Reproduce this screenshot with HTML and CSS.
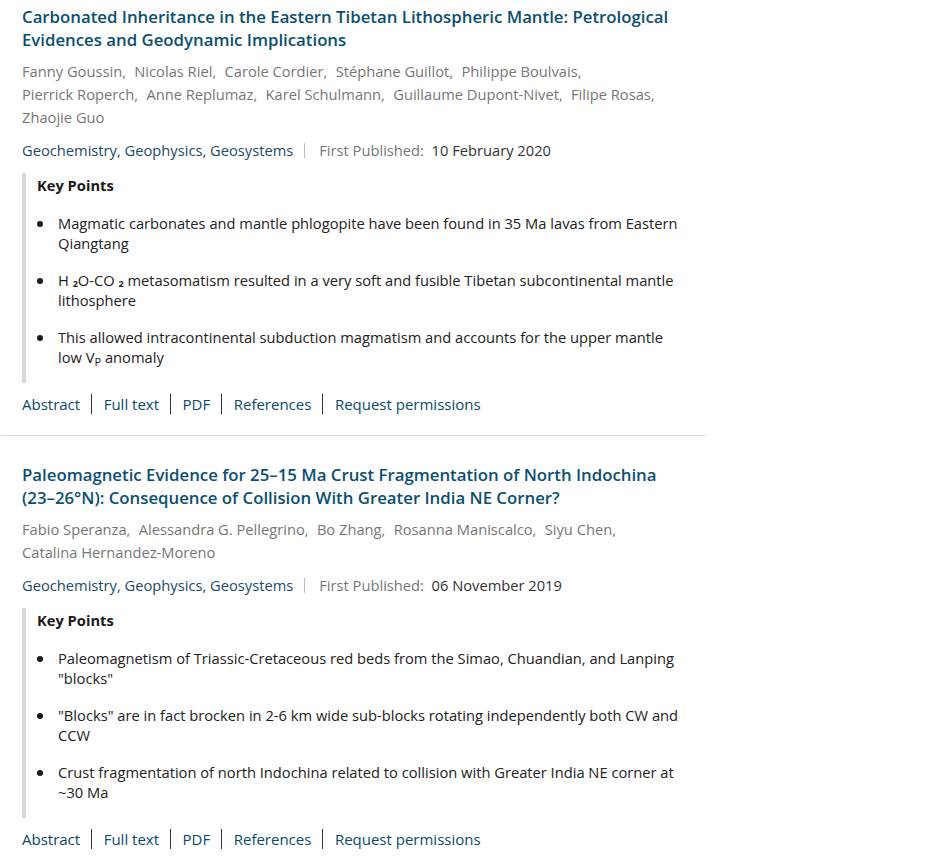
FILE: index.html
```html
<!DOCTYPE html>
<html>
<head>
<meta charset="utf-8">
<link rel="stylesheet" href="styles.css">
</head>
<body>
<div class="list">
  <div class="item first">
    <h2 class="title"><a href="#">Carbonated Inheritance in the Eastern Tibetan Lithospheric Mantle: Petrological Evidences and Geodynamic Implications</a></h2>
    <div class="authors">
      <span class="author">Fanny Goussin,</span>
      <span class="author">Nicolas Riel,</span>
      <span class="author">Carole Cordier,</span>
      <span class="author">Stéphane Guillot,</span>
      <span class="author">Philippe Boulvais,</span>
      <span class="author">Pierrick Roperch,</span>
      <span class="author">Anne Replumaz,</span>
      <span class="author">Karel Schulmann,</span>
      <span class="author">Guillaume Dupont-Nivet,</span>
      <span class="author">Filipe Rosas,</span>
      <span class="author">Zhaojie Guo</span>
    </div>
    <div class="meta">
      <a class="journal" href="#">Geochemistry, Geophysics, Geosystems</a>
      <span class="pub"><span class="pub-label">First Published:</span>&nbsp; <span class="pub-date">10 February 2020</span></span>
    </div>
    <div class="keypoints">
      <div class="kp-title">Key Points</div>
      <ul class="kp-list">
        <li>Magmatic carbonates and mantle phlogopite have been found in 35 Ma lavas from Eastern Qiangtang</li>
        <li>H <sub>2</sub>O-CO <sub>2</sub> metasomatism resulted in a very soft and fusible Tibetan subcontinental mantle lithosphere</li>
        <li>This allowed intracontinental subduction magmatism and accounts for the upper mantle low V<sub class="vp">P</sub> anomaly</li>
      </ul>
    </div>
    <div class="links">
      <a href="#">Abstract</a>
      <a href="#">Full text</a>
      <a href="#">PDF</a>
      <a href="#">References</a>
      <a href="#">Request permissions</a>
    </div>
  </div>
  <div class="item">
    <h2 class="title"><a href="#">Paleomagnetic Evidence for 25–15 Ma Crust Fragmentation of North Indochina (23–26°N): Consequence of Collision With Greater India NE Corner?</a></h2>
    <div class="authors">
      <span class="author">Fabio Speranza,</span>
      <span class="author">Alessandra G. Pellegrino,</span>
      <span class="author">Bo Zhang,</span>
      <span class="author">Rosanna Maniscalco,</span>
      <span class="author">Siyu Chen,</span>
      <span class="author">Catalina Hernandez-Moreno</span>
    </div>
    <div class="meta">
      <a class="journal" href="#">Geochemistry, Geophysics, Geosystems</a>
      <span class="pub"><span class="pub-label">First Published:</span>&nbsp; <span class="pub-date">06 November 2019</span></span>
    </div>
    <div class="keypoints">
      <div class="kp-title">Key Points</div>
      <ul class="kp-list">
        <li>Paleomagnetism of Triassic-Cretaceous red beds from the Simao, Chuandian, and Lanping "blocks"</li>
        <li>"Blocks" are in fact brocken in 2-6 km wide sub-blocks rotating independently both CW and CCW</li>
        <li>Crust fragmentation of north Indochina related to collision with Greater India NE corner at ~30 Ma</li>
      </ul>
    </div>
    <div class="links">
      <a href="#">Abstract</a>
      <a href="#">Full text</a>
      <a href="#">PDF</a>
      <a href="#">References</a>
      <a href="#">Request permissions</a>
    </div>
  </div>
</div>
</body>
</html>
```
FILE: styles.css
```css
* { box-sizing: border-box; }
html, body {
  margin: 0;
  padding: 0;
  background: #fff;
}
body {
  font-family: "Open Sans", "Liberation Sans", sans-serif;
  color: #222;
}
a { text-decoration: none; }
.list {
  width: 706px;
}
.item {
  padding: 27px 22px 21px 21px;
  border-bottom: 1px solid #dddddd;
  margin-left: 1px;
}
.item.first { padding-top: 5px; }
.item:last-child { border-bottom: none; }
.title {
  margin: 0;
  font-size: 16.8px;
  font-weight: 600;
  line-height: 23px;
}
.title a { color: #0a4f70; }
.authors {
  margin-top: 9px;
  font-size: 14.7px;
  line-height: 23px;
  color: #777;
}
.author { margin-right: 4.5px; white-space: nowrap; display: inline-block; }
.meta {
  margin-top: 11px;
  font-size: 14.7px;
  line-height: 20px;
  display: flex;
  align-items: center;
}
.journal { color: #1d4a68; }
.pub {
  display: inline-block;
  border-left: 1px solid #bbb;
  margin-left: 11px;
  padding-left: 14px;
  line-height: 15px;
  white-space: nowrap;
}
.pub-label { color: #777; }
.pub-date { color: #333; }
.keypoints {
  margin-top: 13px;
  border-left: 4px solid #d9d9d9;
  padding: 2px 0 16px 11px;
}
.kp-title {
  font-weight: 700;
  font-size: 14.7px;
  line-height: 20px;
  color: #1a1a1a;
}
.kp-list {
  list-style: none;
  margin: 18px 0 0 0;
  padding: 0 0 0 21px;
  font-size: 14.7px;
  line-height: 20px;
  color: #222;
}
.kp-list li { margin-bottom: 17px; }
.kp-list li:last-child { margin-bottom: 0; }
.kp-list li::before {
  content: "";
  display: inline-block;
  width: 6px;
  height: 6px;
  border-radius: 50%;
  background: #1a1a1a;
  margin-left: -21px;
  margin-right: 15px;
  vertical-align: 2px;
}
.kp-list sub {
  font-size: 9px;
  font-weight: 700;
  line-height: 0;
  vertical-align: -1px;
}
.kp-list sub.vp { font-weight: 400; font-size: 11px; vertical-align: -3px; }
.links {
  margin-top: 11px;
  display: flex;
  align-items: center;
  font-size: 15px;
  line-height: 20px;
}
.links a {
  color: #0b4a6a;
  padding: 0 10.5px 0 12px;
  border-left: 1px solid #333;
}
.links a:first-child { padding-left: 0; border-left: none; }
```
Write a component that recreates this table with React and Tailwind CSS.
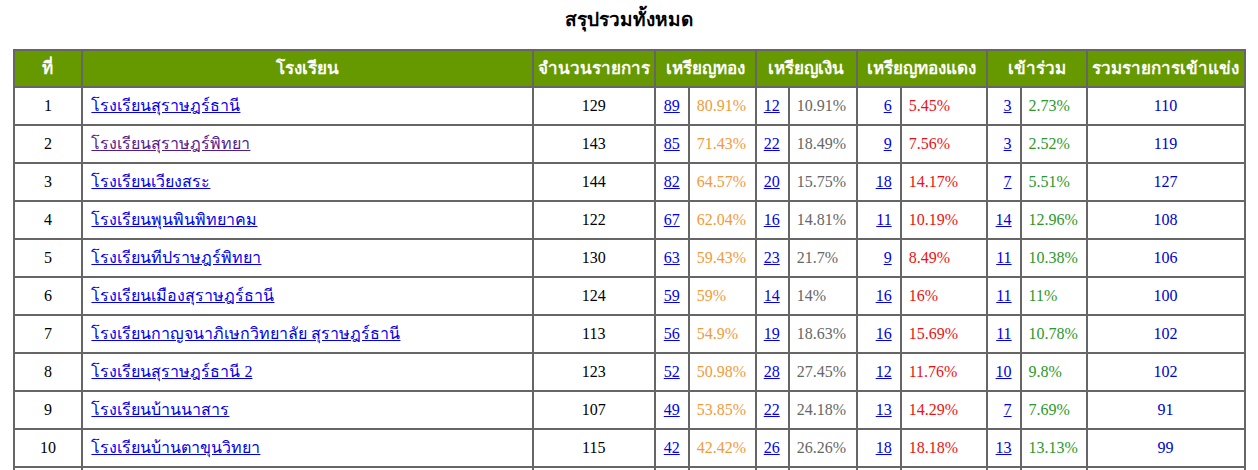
☆ ☆ ☆ ☆ ☆ ☆ ☆
## Description of the task
The listing above needs to be output again exactly. Don't include the pictures.

## Correct output
Reproduce this screenshot with HTML and CSS.
FILE: index.html
```html
<!DOCTYPE html>
<html>
<head>
<meta charset="utf-8">
<link rel="stylesheet" href="styles.css">
</head>
<body>
<div class="list">
  <div class="item first">
    <h2 class="title"><a href="#">Carbonated Inheritance in the Eastern Tibetan Lithospheric Mantle: Petrological Evidences and Geodynamic Implications</a></h2>
    <div class="authors">
      <span class="author">Fanny Goussin,</span>
      <span class="author">Nicolas Riel,</span>
      <span class="author">Carole Cordier,</span>
      <span class="author">Stéphane Guillot,</span>
      <span class="author">Philippe Boulvais,</span>
      <span class="author">Pierrick Roperch,</span>
      <span class="author">Anne Replumaz,</span>
      <span class="author">Karel Schulmann,</span>
      <span class="author">Guillaume Dupont-Nivet,</span>
      <span class="author">Filipe Rosas,</span>
      <span class="author">Zhaojie Guo</span>
    </div>
    <div class="meta">
      <a class="journal" href="#">Geochemistry, Geophysics, Geosystems</a>
      <span class="pub"><span class="pub-label">First Published:</span>&nbsp; <span class="pub-date">10 February 2020</span></span>
    </div>
    <div class="keypoints">
      <div class="kp-title">Key Points</div>
      <ul class="kp-list">
        <li>Magmatic carbonates and mantle phlogopite have been found in 35 Ma lavas from Eastern Qiangtang</li>
        <li>H <sub>2</sub>O-CO <sub>2</sub> metasomatism resulted in a very soft and fusible Tibetan subcontinental mantle lithosphere</li>
        <li>This allowed intracontinental subduction magmatism and accounts for the upper mantle low V<sub class="vp">P</sub> anomaly</li>
      </ul>
    </div>
    <div class="links">
      <a href="#">Abstract</a>
      <a href="#">Full text</a>
      <a href="#">PDF</a>
      <a href="#">References</a>
      <a href="#">Request permissions</a>
    </div>
  </div>
  <div class="item">
    <h2 class="title"><a href="#">Paleomagnetic Evidence for 25–15 Ma Crust Fragmentation of North Indochina (23–26°N): Consequence of Collision With Greater India NE Corner?</a></h2>
    <div class="authors">
      <span class="author">Fabio Speranza,</span>
      <span class="author">Alessandra G. Pellegrino,</span>
      <span class="author">Bo Zhang,</span>
      <span class="author">Rosanna Maniscalco,</span>
      <span class="author">Siyu Chen,</span>
      <span class="author">Catalina Hernandez-Moreno</span>
    </div>
    <div class="meta">
      <a class="journal" href="#">Geochemistry, Geophysics, Geosystems</a>
      <span class="pub"><span class="pub-label">First Published:</span>&nbsp; <span class="pub-date">06 November 2019</span></span>
    </div>
    <div class="keypoints">
      <div class="kp-title">Key Points</div>
      <ul class="kp-list">
        <li>Paleomagnetism of Triassic-Cretaceous red beds from the Simao, Chuandian, and Lanping "blocks"</li>
        <li>"Blocks" are in fact brocken in 2-6 km wide sub-blocks rotating independently both CW and CCW</li>
        <li>Crust fragmentation of north Indochina related to collision with Greater India NE corner at ~30 Ma</li>
      </ul>
    </div>
    <div class="links">
      <a href="#">Abstract</a>
      <a href="#">Full text</a>
      <a href="#">PDF</a>
      <a href="#">References</a>
      <a href="#">Request permissions</a>
    </div>
  </div>
</div>
</body>
</html>
```
FILE: styles.css
```css
* { box-sizing: border-box; }
html, body {
  margin: 0;
  padding: 0;
  background: #fff;
}
body {
  font-family: "Open Sans", "Liberation Sans", sans-serif;
  color: #222;
}
a { text-decoration: none; }
.list {
  width: 706px;
}
.item {
  padding: 27px 22px 21px 21px;
  border-bottom: 1px solid #dddddd;
  margin-left: 1px;
}
.item.first { padding-top: 5px; }
.item:last-child { border-bottom: none; }
.title {
  margin: 0;
  font-size: 16.8px;
  font-weight: 600;
  line-height: 23px;
}
.title a { color: #0a4f70; }
.authors {
  margin-top: 9px;
  font-size: 14.7px;
  line-height: 23px;
  color: #777;
}
.author { margin-right: 4.5px; white-space: nowrap; display: inline-block; }
.meta {
  margin-top: 11px;
  font-size: 14.7px;
  line-height: 20px;
  display: flex;
  align-items: center;
}
.journal { color: #1d4a68; }
.pub {
  display: inline-block;
  border-left: 1px solid #bbb;
  margin-left: 11px;
  padding-left: 14px;
  line-height: 15px;
  white-space: nowrap;
}
.pub-label { color: #777; }
.pub-date { color: #333; }
.keypoints {
  margin-top: 13px;
  border-left: 4px solid #d9d9d9;
  padding: 2px 0 16px 11px;
}
.kp-title {
  font-weight: 700;
  font-size: 14.7px;
  line-height: 20px;
  color: #1a1a1a;
}
.kp-list {
  list-style: none;
  margin: 18px 0 0 0;
  padding: 0 0 0 21px;
  font-size: 14.7px;
  line-height: 20px;
  color: #222;
}
.kp-list li { margin-bottom: 17px; }
.kp-list li:last-child { margin-bottom: 0; }
.kp-list li::before {
  content: "";
  display: inline-block;
  width: 6px;
  height: 6px;
  border-radius: 50%;
  background: #1a1a1a;
  margin-left: -21px;
  margin-right: 15px;
  vertical-align: 2px;
}
.kp-list sub {
  font-size: 9px;
  font-weight: 700;
  line-height: 0;
  vertical-align: -1px;
}
.kp-list sub.vp { font-weight: 400; font-size: 11px; vertical-align: -3px; }
.links {
  margin-top: 11px;
  display: flex;
  align-items: center;
  font-size: 15px;
  line-height: 20px;
}
.links a {
  color: #0b4a6a;
  padding: 0 10.5px 0 12px;
  border-left: 1px solid #333;
}
.links a:first-child { padding-left: 0; border-left: none; }
```
Write a component that recreates this table with React and Tailwind CSS.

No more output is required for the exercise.